--- start ---

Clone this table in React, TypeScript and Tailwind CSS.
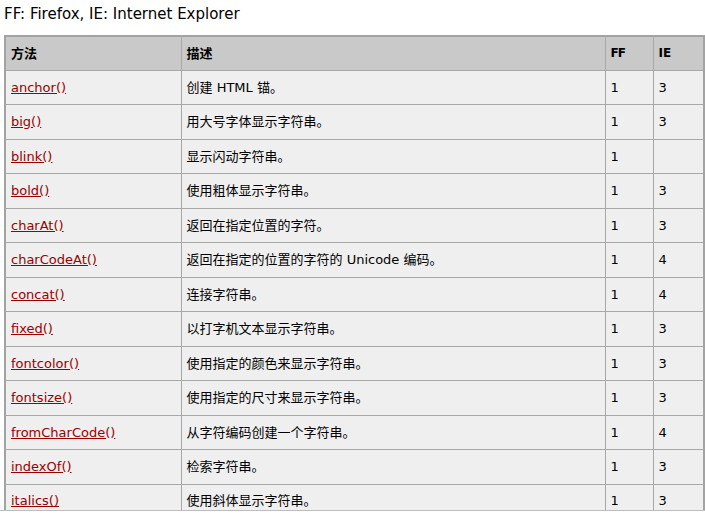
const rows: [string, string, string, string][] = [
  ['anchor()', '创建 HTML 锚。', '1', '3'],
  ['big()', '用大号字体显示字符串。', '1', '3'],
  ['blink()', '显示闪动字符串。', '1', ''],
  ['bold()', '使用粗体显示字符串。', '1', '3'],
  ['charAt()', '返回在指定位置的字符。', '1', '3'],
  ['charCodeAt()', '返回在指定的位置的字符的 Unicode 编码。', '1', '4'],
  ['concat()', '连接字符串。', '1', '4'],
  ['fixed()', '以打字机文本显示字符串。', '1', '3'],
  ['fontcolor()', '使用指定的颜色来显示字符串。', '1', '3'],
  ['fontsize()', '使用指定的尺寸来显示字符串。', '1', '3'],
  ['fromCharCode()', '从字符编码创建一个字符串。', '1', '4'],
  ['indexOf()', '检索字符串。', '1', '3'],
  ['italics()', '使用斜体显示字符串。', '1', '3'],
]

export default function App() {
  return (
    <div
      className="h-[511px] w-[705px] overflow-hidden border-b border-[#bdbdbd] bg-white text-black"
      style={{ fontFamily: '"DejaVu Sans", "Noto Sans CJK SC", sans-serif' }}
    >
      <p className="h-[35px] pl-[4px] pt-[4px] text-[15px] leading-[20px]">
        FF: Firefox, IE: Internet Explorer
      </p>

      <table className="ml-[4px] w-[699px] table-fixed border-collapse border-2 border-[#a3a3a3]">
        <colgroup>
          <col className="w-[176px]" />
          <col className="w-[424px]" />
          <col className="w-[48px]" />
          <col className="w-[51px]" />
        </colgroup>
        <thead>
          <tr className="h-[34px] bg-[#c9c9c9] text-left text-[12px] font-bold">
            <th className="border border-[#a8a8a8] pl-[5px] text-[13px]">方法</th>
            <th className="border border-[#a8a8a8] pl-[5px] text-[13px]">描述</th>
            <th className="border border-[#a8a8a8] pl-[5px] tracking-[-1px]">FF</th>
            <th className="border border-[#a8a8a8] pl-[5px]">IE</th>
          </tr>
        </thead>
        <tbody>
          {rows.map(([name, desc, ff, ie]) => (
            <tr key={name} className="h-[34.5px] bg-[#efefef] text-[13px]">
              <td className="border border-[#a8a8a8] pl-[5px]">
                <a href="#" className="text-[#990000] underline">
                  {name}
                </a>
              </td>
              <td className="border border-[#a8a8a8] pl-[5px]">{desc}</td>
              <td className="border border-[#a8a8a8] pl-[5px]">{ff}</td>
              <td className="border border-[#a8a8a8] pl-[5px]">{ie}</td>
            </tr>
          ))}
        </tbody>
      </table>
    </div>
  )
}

--- end ---

** Goal **
Leave out the pictures and transcribe everything else exactly.

** Solution **
Clone this table in React, TypeScript and Tailwind CSS.
const rows: [string, string, string, string][] = [
  ['anchor()', '创建 HTML 锚。', '1', '3'],
  ['big()', '用大号字体显示字符串。', '1', '3'],
  ['blink()', '显示闪动字符串。', '1', ''],
  ['bold()', '使用粗体显示字符串。', '1', '3'],
  ['charAt()', '返回在指定位置的字符。', '1', '3'],
  ['charCodeAt()', '返回在指定的位置的字符的 Unicode 编码。', '1', '4'],
  ['concat()', '连接字符串。', '1', '4'],
  ['fixed()', '以打字机文本显示字符串。', '1', '3'],
  ['fontcolor()', '使用指定的颜色来显示字符串。', '1', '3'],
  ['fontsize()', '使用指定的尺寸来显示字符串。', '1', '3'],
  ['fromCharCode()', '从字符编码创建一个字符串。', '1', '4'],
  ['indexOf()', '检索字符串。', '1', '3'],
  ['italics()', '使用斜体显示字符串。', '1', '3'],
]

export default function App() {
  return (
    <div
      className="h-[511px] w-[705px] overflow-hidden border-b border-[#bdbdbd] bg-white text-black"
      style={{ fontFamily: '"DejaVu Sans", "Noto Sans CJK SC", sans-serif' }}
    >
      <p className="h-[35px] pl-[4px] pt-[4px] text-[15px] leading-[20px]">
        FF: Firefox, IE: Internet Explorer
      </p>

      <table className="ml-[4px] w-[699px] table-fixed border-collapse border-2 border-[#a3a3a3]">
        <colgroup>
          <col className="w-[176px]" />
          <col className="w-[424px]" />
          <col className="w-[48px]" />
          <col className="w-[51px]" />
        </colgroup>
        <thead>
          <tr className="h-[34px] bg-[#c9c9c9] text-left text-[12px] font-bold">
            <th className="border border-[#a8a8a8] pl-[5px] text-[13px]">方法</th>
            <th className="border border-[#a8a8a8] pl-[5px] text-[13px]">描述</th>
            <th className="border border-[#a8a8a8] pl-[5px] tracking-[-1px]">FF</th>
            <th className="border border-[#a8a8a8] pl-[5px]">IE</th>
          </tr>
        </thead>
        <tbody>
          {rows.map(([name, desc, ff, ie]) => (
            <tr key={name} className="h-[34.5px] bg-[#efefef] text-[13px]">
              <td className="border border-[#a8a8a8] pl-[5px]">
                <a href="#" className="text-[#990000] underline">
                  {name}
                </a>
              </td>
              <td className="border border-[#a8a8a8] pl-[5px]">{desc}</td>
              <td className="border border-[#a8a8a8] pl-[5px]">{ff}</td>
              <td className="border border-[#a8a8a8] pl-[5px]">{ie}</td>
            </tr>
          ))}
        </tbody>
      </table>
    </div>
  )
}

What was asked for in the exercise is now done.